The second requirement is pre-positioning. In rail environments, the chauffeur should be ready long before the train arrives, not adjusting after the passenger has already reached the concourse. This allows the service to absorb small timing variations without transferring uncertainty to the traveler.
The third requirement is clarity. Passenger instructions should be brief, localized, and useful. Generic messages such as “meet at the main entrance” are often too vague for complex stations. A better instruction refers to a specific hall, exit, street access, parking area, or official pickup point.
Finally, the pickup must remain flexible. If the passenger exits through a different route, if the station changes platform access, or if traffic around the pickup area shifts unexpectedly, the chauffeur needs to respond without exposing the passenger to the complexity behind the service.
Intermodality raises the stakes
As high-speed rail gains relevance in Europe and key North American corridors, premium travelers will increasingly combine trains, aircraft, hotels, and chauffeur services in a single itinerary.

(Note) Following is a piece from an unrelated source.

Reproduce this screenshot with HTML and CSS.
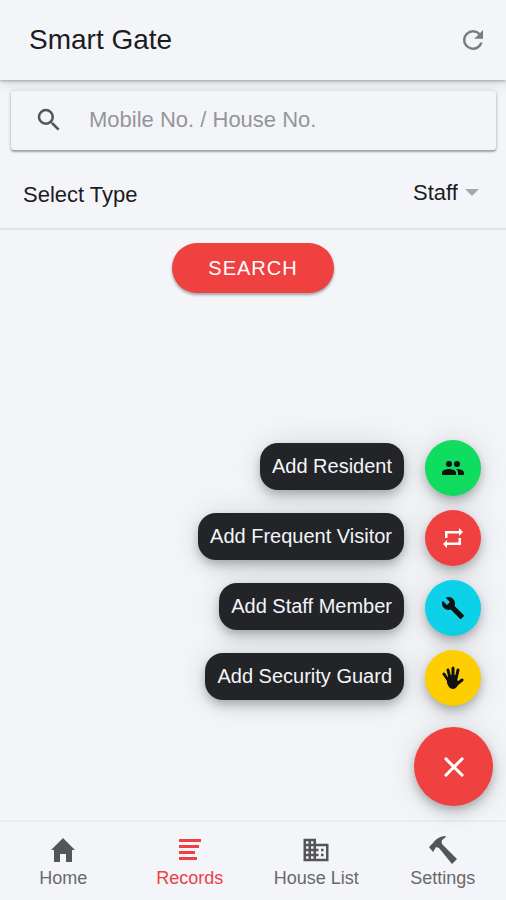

This is already changing the role of ground transportation providers.
Travel Managers need partners capable of managing the transition between modes of transport with precision, discretion, and local expertise. The most successful high-speed rail pickups are rarely noticed by the passenger. There is no confusion, no searching, no repeated calls, and no visible improvisation. The traveler steps off the train, follows a clear instruction, meets the chauffeur, and continues the journey on schedule.
That is the real benchmark of premium rail mobility: an arrival experience designed with such precision that the passenger never has to think about the transfer at all.